Dataset content –
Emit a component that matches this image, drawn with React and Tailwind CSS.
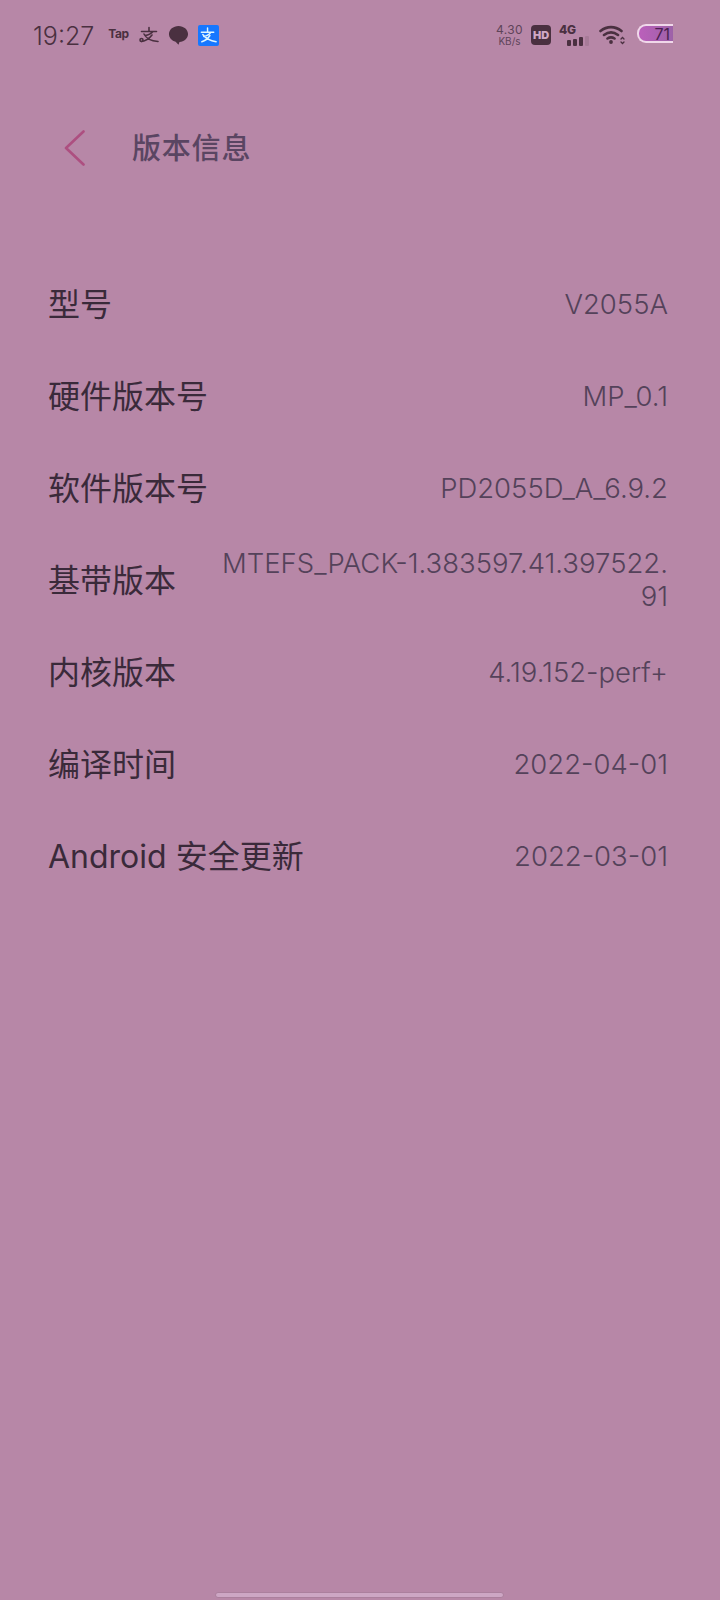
const sans = { fontFamily: '"Inter","Noto Sans CJK SC",sans-serif' };
const rows = [
  ["型号", ["V2055A"]],
  ["硬件版本号", ["MP_0.1"]],
  ["软件版本号", ["PD2055D_A_6.9.2"]],
  ["基带版本", ["MTEFS_PACK-1.383597.41.397522.", "91"]],
  ["内核版本", ["4.19.152-perf+"]],
  ["编译时间", ["2022-04-01"]],
  ["Android 安全更新", ["2022-03-01"]],
];

function StatusBar() {
  return (
    <div className="flex h-[70px] items-center justify-between pl-[33px] pr-[47px] text-[#4a3040]">
      <div className="flex items-center">
        <span className="mt-[3px] text-[25px] font-light leading-none">19:27</span>
        <span className="ml-[14px] -mt-[3px] text-[12px] font-bold leading-none tracking-[-0.5px]">Tap</span>
        <svg className="ml-[11px]" width="20" height="18" viewBox="0 0 20 18" fill="none" stroke="#4a3040" strokeWidth="1.6" strokeLinecap="round">
          <path d="M10 1.500v3.500M2.500 5.500h15M6 9.500c3-.4 6-1.500 8-4M5 8c2 4 7 7 14 7.500M13 9C10 13 6 15 2.500 15.500" />
          <circle cx="2.500" cy="14" r="1.500" />
        </svg>
        <svg className="ml-[9px]" width="21" height="21" viewBox="0 0 22 22">
          <path d="M11 1C5.500 1 1 4.800 1 9.500c0 3.900 3 7.100 7 8.100l3 3 1-2.700c5-.4 9-4 9-8.400C21 4.800 16.500 1 11 1z" fill="#4a3040" />
        </svg>
        <svg className="ml-[9px]" width="21" height="21" viewBox="0 0 22 22">
          <rect width="22" height="22" rx="2" fill="#1677ff" />
          <path d="M10 3v4M3.500 7.500h13M6 12c3.500-.6 6-2 7.500-4.500M5 10c3 4 8 6.500 14 7.500M12.500 11c-2 3-5 5.500-8.500 6.500" fill="none" stroke="#dff6ff" strokeWidth="1.500" strokeLinecap="round" />
        </svg>
      </div>
      <div className="flex items-center">
        <div className="flex flex-col items-center text-[#5e4459]">
          <span className="text-[12px] leading-[12px] tracking-[0.4px]">4.30</span>
          <span className="text-[10px] leading-[10px]">KB/s</span>
        </div>
        <span className="ml-[8px] flex h-[20px] w-[20px] items-center justify-center rounded-[4px] bg-[#4a3040] text-[11px] font-black leading-none text-[#d0a8c4]">HD</span>
        <div className="ml-[8px] flex w-[32px] flex-col">
          <span className="text-[12px] font-extrabold leading-[12px] tracking-[-0.3px]">4G</span>
          <svg width="32" height="10" viewBox="0 0 32 10">
            <rect x="8" y="4" width="4" height="6" rx="1" fill="#4a3040" />
            <rect x="14" y="3" width="4" height="7" rx="1" fill="#4a3040" />
            <rect x="20" y="1" width="4" height="9" rx="1" fill="#4a3040" />
            <rect x="26" y="0" width="4" height="10" rx="1" fill="#a77b98" />
          </svg>
        </div>
        <svg className="ml-[8px]" width="26" height="20" viewBox="0 0 26 20" fill="none" stroke="#4a3040" strokeWidth="2.600" strokeLinecap="round">
          <path d="M1.500 6C8 .8 16 .8 22.500 6M5 10c4.500-3.400 9.500-3.400 14 0M8.500 13.500c2.300-1.500 4.700-1.500 7 0" />
          <circle cx="12" cy="17" r="1.900" fill="#4a3040" stroke="none" />
          <path d="M22 14l1.500-1.500L25 14M22 17l1.500 1.500L25 17" strokeWidth="1.300" />
        </svg>
        <div className="ml-[12px] -mt-[3px] flex h-[19px] w-[36px] items-center justify-end overflow-hidden rounded-l-[9px] border-y-2 border-l-2 border-r-0 border-[#f0d8ea] bg-gradient-to-r from-[#bb5fbb] to-[#9d62a8] pr-[3px]">
          <span className="text-[16px] leading-none text-[#4a1f50]">71</span>
        </div>
      </div>
    </div>
  );
}

export default function App() {
  return (
    <div style={sans} className="flex h-[1600px] w-[720px] flex-col overflow-hidden bg-[#b787a7]">
      <StatusBar />
      <header className="mt-[46px] flex h-[64px] items-center pl-[64px]">
        <svg width="22" height="36" viewBox="0 0 22 36" fill="none" stroke="#ad4f80" strokeWidth="2.600" strokeLinecap="round" strokeLinejoin="round">
          <path d="M19.500 1.500L2 18l17.500 16.500" />
        </svg>
        <h1 className="ml-[46px] text-[29px] font-medium leading-none tracking-[0.8px] text-[#5a4562]">版本信息</h1>
      </header>
      <main className="mt-[78px] flex flex-col pl-[48px] pr-[52px]">
        {rows.map(([label, value]) => (
          <div key={label} className="flex h-[92px] items-center justify-between">
            <span className="mt-[1px] whitespace-nowrap text-[32px] leading-none text-[#3a2a3a]">{label}</span>
            <span className="text-right text-[27.5px] font-light leading-[33px] text-[#54425a]">
              {value.map((line) => <span key={line} className="block whitespace-nowrap">{line}</span>)}
            </span>
          </div>
        ))}
      </main>
      <div className="mt-auto mb-[2px] ml-[215px] h-[6px] w-[289px] rounded-full border border-[#ab7f9d] bg-[#cda6c4]" />
    </div>
  );
}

Task to complete –
Copy the data exactly. Any picture it contains is to be omitted.

The result –
Emit a component that matches this image, drawn with React and Tailwind CSS.
const sans = { fontFamily: '"Inter","Noto Sans CJK SC",sans-serif' };
const rows = [
  ["型号", ["V2055A"]],
  ["硬件版本号", ["MP_0.1"]],
  ["软件版本号", ["PD2055D_A_6.9.2"]],
  ["基带版本", ["MTEFS_PACK-1.383597.41.397522.", "91"]],
  ["内核版本", ["4.19.152-perf+"]],
  ["编译时间", ["2022-04-01"]],
  ["Android 安全更新", ["2022-03-01"]],
];

function StatusBar() {
  return (
    <div className="flex h-[70px] items-center justify-between pl-[33px] pr-[47px] text-[#4a3040]">
      <div className="flex items-center">
        <span className="mt-[3px] text-[25px] font-light leading-none">19:27</span>
        <span className="ml-[14px] -mt-[3px] text-[12px] font-bold leading-none tracking-[-0.5px]">Tap</span>
        <svg className="ml-[11px]" width="20" height="18" viewBox="0 0 20 18" fill="none" stroke="#4a3040" strokeWidth="1.6" strokeLinecap="round">
          <path d="M10 1.500v3.500M2.500 5.500h15M6 9.500c3-.4 6-1.500 8-4M5 8c2 4 7 7 14 7.500M13 9C10 13 6 15 2.500 15.500" />
          <circle cx="2.500" cy="14" r="1.500" />
        </svg>
        <svg className="ml-[9px]" width="21" height="21" viewBox="0 0 22 22">
          <path d="M11 1C5.500 1 1 4.800 1 9.500c0 3.900 3 7.100 7 8.100l3 3 1-2.700c5-.4 9-4 9-8.400C21 4.800 16.500 1 11 1z" fill="#4a3040" />
        </svg>
        <svg className="ml-[9px]" width="21" height="21" viewBox="0 0 22 22">
          <rect width="22" height="22" rx="2" fill="#1677ff" />
          <path d="M10 3v4M3.500 7.500h13M6 12c3.500-.6 6-2 7.500-4.500M5 10c3 4 8 6.500 14 7.500M12.500 11c-2 3-5 5.500-8.500 6.500" fill="none" stroke="#dff6ff" strokeWidth="1.500" strokeLinecap="round" />
        </svg>
      </div>
      <div className="flex items-center">
        <div className="flex flex-col items-center text-[#5e4459]">
          <span className="text-[12px] leading-[12px] tracking-[0.4px]">4.30</span>
          <span className="text-[10px] leading-[10px]">KB/s</span>
        </div>
        <span className="ml-[8px] flex h-[20px] w-[20px] items-center justify-center rounded-[4px] bg-[#4a3040] text-[11px] font-black leading-none text-[#d0a8c4]">HD</span>
        <div className="ml-[8px] flex w-[32px] flex-col">
          <span className="text-[12px] font-extrabold leading-[12px] tracking-[-0.3px]">4G</span>
          <svg width="32" height="10" viewBox="0 0 32 10">
            <rect x="8" y="4" width="4" height="6" rx="1" fill="#4a3040" />
            <rect x="14" y="3" width="4" height="7" rx="1" fill="#4a3040" />
            <rect x="20" y="1" width="4" height="9" rx="1" fill="#4a3040" />
            <rect x="26" y="0" width="4" height="10" rx="1" fill="#a77b98" />
          </svg>
        </div>
        <svg className="ml-[8px]" width="26" height="20" viewBox="0 0 26 20" fill="none" stroke="#4a3040" strokeWidth="2.600" strokeLinecap="round">
          <path d="M1.500 6C8 .8 16 .8 22.500 6M5 10c4.500-3.400 9.500-3.400 14 0M8.500 13.500c2.300-1.500 4.700-1.500 7 0" />
          <circle cx="12" cy="17" r="1.900" fill="#4a3040" stroke="none" />
          <path d="M22 14l1.500-1.500L25 14M22 17l1.500 1.500L25 17" strokeWidth="1.300" />
        </svg>
        <div className="ml-[12px] -mt-[3px] flex h-[19px] w-[36px] items-center justify-end overflow-hidden rounded-l-[9px] border-y-2 border-l-2 border-r-0 border-[#f0d8ea] bg-gradient-to-r from-[#bb5fbb] to-[#9d62a8] pr-[3px]">
          <span className="text-[16px] leading-none text-[#4a1f50]">71</span>
        </div>
      </div>
    </div>
  );
}

export default function App() {
  return (
    <div style={sans} className="flex h-[1600px] w-[720px] flex-col overflow-hidden bg-[#b787a7]">
      <StatusBar />
      <header className="mt-[46px] flex h-[64px] items-center pl-[64px]">
        <svg width="22" height="36" viewBox="0 0 22 36" fill="none" stroke="#ad4f80" strokeWidth="2.600" strokeLinecap="round" strokeLinejoin="round">
          <path d="M19.500 1.500L2 18l17.500 16.500" />
        </svg>
        <h1 className="ml-[46px] text-[29px] font-medium leading-none tracking-[0.8px] text-[#5a4562]">版本信息</h1>
      </header>
      <main className="mt-[78px] flex flex-col pl-[48px] pr-[52px]">
        {rows.map(([label, value]) => (
          <div key={label} className="flex h-[92px] items-center justify-between">
            <span className="mt-[1px] whitespace-nowrap text-[32px] leading-none text-[#3a2a3a]">{label}</span>
            <span className="text-right text-[27.5px] font-light leading-[33px] text-[#54425a]">
              {value.map((line) => <span key={line} className="block whitespace-nowrap">{line}</span>)}
            </span>
          </div>
        ))}
      </main>
      <div className="mt-auto mb-[2px] ml-[215px] h-[6px] w-[289px] rounded-full border border-[#ab7f9d] bg-[#cda6c4]" />
    </div>
  );
}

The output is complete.